Secondo Franco Sirianni, titolare della ditta Sigifer di Borgo Vercelli di cui gli operai morti nell’incidente ferroviario di Brandizzo erano dipendenti, i lavoratori sarebbero stati pagati anche in caso di ritardo. Non è vero, quindi, che l’azienda avrebbe fatto pressioni per velocizzare le operazioni di manutenzione dei binari. La Stampa fa intanto il conto dei costi dell’intervento.
Strage di Brandizzo, parla il titolare della ditta coinvolta
Quella notte ero lì. Venticinque minuti dopo mi hanno detto al telefono: ‘È successa una strage’. Sono arrivato in stazione. Mi sono messo su quel binario. Ho visto tutto. E ho pianto.
Così, in un’intervista rilasciata al quotidiano romano La Repubblica, il titolare della Sigifer S.r.l. ripercorre gli attimi immediatamente successivi all’incidente ferroviario che a Brandizzo, vicino Torino, il 30 agosto scorso ha strappato alla vita cinque operai.
Non so nemmeno io come mi sento. Era un lavoro banale, c’era la scorta. Non capisco,
dice, provando a spiegare il punto di vista della ditta di cui i lavoratori erano dipendenti. Stando alle sue parole, il lavoro di manutenzione e sostituzione dei binari in cui gli operai erano impegnati non era di difficile esecuzione e non richiedeva, pertanto, particolari specializzazioni. Di cui comunque alcuni di loro erano in possesso, come Michael Zanera, saldatore qualificato.
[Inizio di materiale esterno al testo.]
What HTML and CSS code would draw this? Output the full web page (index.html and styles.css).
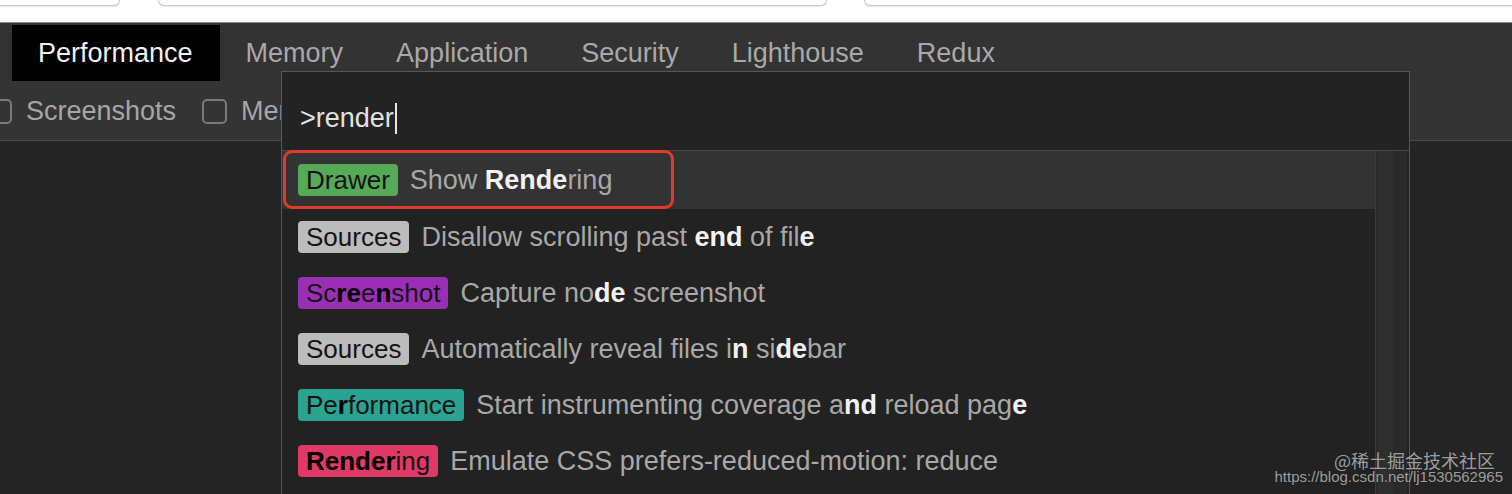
FILE: index.html
```html
<!DOCTYPE html>
<html lang="en">
<head>
<meta charset="utf-8">
<title>DevTools Command Menu</title>
<link rel="stylesheet" href="styles.css">
</head>
<body>
  <div class="chrome">
    <div class="chip chip-a"></div>
    <div class="chip chip-b"></div>
    <div class="chip chip-c"></div>
  </div>
  <div class="tabs">
    <div class="tab active">Performance</div>
    <div class="tab">Memory</div>
    <div class="tab">Application</div>
    <div class="tab">Security</div>
    <div class="tab">Lighthouse</div>
    <div class="tab">Redux</div>
  </div>
  <div class="toolbar">
    <label class="check first"><span class="box"></span>Screenshots</label>
    <label class="check"><span class="box"></span>Memory</label>
  </div>
  <div class="main"></div>

  <div class="palette">
    <div class="prompt">&gt;render<span class="caret"></span></div>
    <div class="results">
      <div class="list">
        <div class="item selected"><span class="badge drawer">Drawer</span><span class="title">Show <b>Rende</b>ring</span></div>
        <div class="item"><span class="badge sources">Sources</span><span class="title">Disallow scrolling past <b>end</b> of fil<b>e</b></span></div>
        <div class="item"><span class="badge screenshot">Sc<b>re</b>e<b>n</b>shot</span><span class="title">Capture no<b>de</b> screenshot</span></div>
        <div class="item"><span class="badge sources">Sources</span><span class="title">Automatically reveal files i<b>n</b> si<b>de</b>bar</span></div>
        <div class="item"><span class="badge performance">Pe<b>r</b>formance</span><span class="title">Start instrumenting coverage a<b>nd</b> reload pag<b>e</b></span></div>
        <div class="item"><span class="badge rendering"><b>Render</b>ing</span><span class="title">Emulate CSS prefers-reduced-motion: reduce</span></div>
      </div>
      <div class="scrollbar"><div class="thumb"></div></div>
    </div>
  </div>

  <div class="highlight"></div>

  <div class="watermark">
    <div class="wm-line1">@稀土掘金技术社区</div>
    <div class="wm-line2">https://blog.csdn.net/lj1530562965</div>
  </div>
</body>
</html>
```
FILE: styles.css
```css
html, body {
  margin: 0;
  padding: 0;
}

body {
  width: 1512px;
  height: 494px;
  overflow: hidden;
  position: relative;
  background: #242424;
  font-family: "Liberation Sans", Arial, Helvetica, sans-serif;
  display: flex;
  flex-direction: column;
}

/* top browser strip */
.chrome {
  height: 22px;
  flex: none;
  background: #ffffff;
  display: flex;
  align-items: flex-start;
}

.chip {
  height: 6px;
  box-sizing: border-box;
  border: 1px solid #c6c6c6;
  border-top: none;
  border-radius: 0 0 9px 9px;
  background: #ffffff;
  box-shadow: 0 1px 1px rgba(0, 0, 0, 0.08);
}

.chip-a {
  margin-left: -14px;
  width: 134px;
}

.chip-b {
  margin-left: 38px;
  width: 669px;
}

.chip-c {
  margin-left: 37px;
  flex: 1;
  margin-right: -20px;
}

/* tab strip */
.tabs {
  height: 60px;
  flex: none;
  box-sizing: border-box;
  border-top: 1px solid #8c8c8c;
  background: #333333;
  display: flex;
  align-items: flex-start;
  padding-left: 12px;
}

.tab {
  height: 56px;
  margin-top: 2px;
  padding: 0 27px 0 26px;
  display: flex;
  align-items: center;
  font-size: 27px;
  color: #a9a9a9;
  white-space: nowrap;
}

.tab.active {
  background: #000000;
  color: #f2f2f2;
}

/* toolbar */
.toolbar {
  height: 59px;
  flex: none;
  box-sizing: border-box;
  background: #343434;
  border-bottom: 1px solid #4a4a4a;
  display: flex;
  align-items: center;
}

.check {
  display: flex;
  align-items: center;
  font-size: 27px;
  color: #a6a6a6;
  margin-right: 26px;
  white-space: nowrap;
}

.check.first {
  margin-left: -13px;
}

.box {
  width: 25px;
  height: 25px;
  box-sizing: border-box;
  border: 2px solid #7a7a7a;
  border-radius: 5px;
  margin-right: 14px;
}

.main {
  flex: 1;
  background: #242424;
}

/* command palette overlay */
.palette {
  position: absolute;
  left: 281px;
  top: 71px;
  width: 1129px;
  height: 440px;
  box-sizing: border-box;
  border: 1px solid #565656;
  background: #232323;
  display: flex;
  flex-direction: column;
}

.prompt {
  height: 78px;
  flex: none;
  box-sizing: border-box;
  padding: 14px 0 0 18px;
  display: flex;
  align-items: center;
  font-size: 27px;
  color: #e2e2e2;
}

.caret {
  display: inline-block;
  width: 2px;
  height: 31px;
  background: #e6e6e6;
  margin-left: 1px;
}

.results {
  flex: 1;
  display: flex;
  border-top: 1px solid #474747;
}

.list {
  flex: 1;
  background: #222222;
}

.item {
  height: 56px;
  display: flex;
  align-items: center;
  padding-left: 16px;
  white-space: nowrap;
}

.item.selected {
  height: 58px;
  background: #333333;
}

.badge {
  height: 32px;
  line-height: 32px;
  padding: 0 8px;
  border-radius: 4px;
  font-size: 26px;
  color: #141414;
  margin-right: 12px;
}

.badge b {
  font-weight: bold;
  color: #000000;
}

.badge.drawer {
  background: #56aa57;
}

.badge.sources {
  background: #bcbcbc;
}

.badge.screenshot {
  background: #9a2fb6;
}

.badge.performance {
  background: #2aa391;
}

.badge.rendering {
  background: #df3966;
}

.title {
  font-size: 27px;
  color: #a8a8a8;
}

.title b {
  color: #f2f2f2;
  font-weight: bold;
}

.scrollbar {
  width: 32px;
  flex: none;
  margin-right: 2px;
  box-sizing: border-box;
  background: #2a2a2a;
  border-left: 1px solid #3b3b3b;
  display: flex;
  justify-content: flex-start;
}

.thumb {
  width: 15px;
  margin-left: 2px;
  height: 100%;
  background: #2f2f2f;
}

/* red annotation frame */
.highlight {
  position: absolute;
  left: 283px;
  top: 150px;
  width: 391px;
  height: 59px;
  box-sizing: border-box;
  border: 3px solid #e23a2b;
  border-radius: 9px;
}

/* watermark */
.watermark {
  position: absolute;
  right: 9px;
  top: 452px;
  display: flex;
  flex-direction: column;
  align-items: flex-end;
  color: rgba(255, 255, 255, 0.6);
  text-shadow: 0 0 1px rgba(0, 0, 0, 0.6);
  white-space: nowrap;
}

.wm-line1 {
  font-family: "Noto Sans CJK SC", "Liberation Sans", sans-serif;
  font-size: 18px;
  line-height: 17px;
  padding-right: 8px;
}

.wm-line2 {
  font-family: "Liberation Sans", Arial, sans-serif;
  font-size: 15px;
  line-height: 15px;
}
```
Per noi la sicurezza è sempre stata al primo posto – spiega -. I ragazzi lo sapevano. Io non volevo nemmeno che usassero il cellulare durante i lavori, sennò potevano distrarsi. Sono stufo di leggere certe cose che si scrivono di me. Che io non penso alle famiglie. Sono il primo che è arrivato là (sul luogo dell’incidente, ndr).
E ora assicura che gli operai sarebbero stati pagati anche in caso di ritardo.
La questione della mancata interruzione
Dalle indagini coordinate dalla Procura di Ivrea per fare luce sull’accaduto è emerso, infatti, che i cinque avrebbero iniziato a lavorare ben prima che la circolazione ferroviaria sulla linea interessata fosse interrotta. Una prassi, secondo alcuni ex dipendenti sentiti negli scorsi giorni, per velocizzare i lavori ed evitare che l’azienda dovesse pagare delle penali.
Per la vicenda sono finiti sotto inchiesta per disastro ferroviario e omicidio plurimo con dolo eventuale due persone: non solo Antonio Massa, il tecnico di Rete Ferroviaria Italiana incaricato di fare da “scorta” al gruppo, che, secondo quanto ricostruito, avrebbe permesso agli operai di andare sui binari ben prima del previsto, ma anche Andrea Girardin Gibin, il capocantiere, che avrebbe dovuto rifiutarsi di mettere a rischio i suoi uomini.
Il costo dei lavori
Mentre le indagini proseguono, La Stampa in un pezzo fa il conto del subbapalto Sigifer. Conto da cui emerge che la ditta – che avrebbe dovuto incassare circa 50 euro al metro (più 200 per ogni ora di saldatura) – avrebbe ottenuto, in totale, dal lavoro, 750 euro, considerando che il materiale le era stato fornito da Rfi. L’ad Gianpiero Strisciuglio, sentito in audizione alla Camera, ha confermato che
si trattava di un subappalto che, conformemente alla normativa vigente, è stato autorizzato da Rfi previa positiva verifica dei requisiti generali, tecnici ed organizzativi.
Gli operai venivano pagati circa 25 euro lordi l’ora. Secondo i sindacati quella sera si erano recati a Brandizzo perché il lavoro che avrebbero dovuto effettuare, a Orbassano o Lingotto, era improvvisamente saltato. Avrebbero dovuto rimanerci per circa due ore. Poi, la tragedia, con il convoglio arrivato a 160 chilometri orari nel tratto in cui si trovavano. Un passaggio che a Massa era stato annunciato per tre volte dalla dirigente movimento di turno a Chivasso.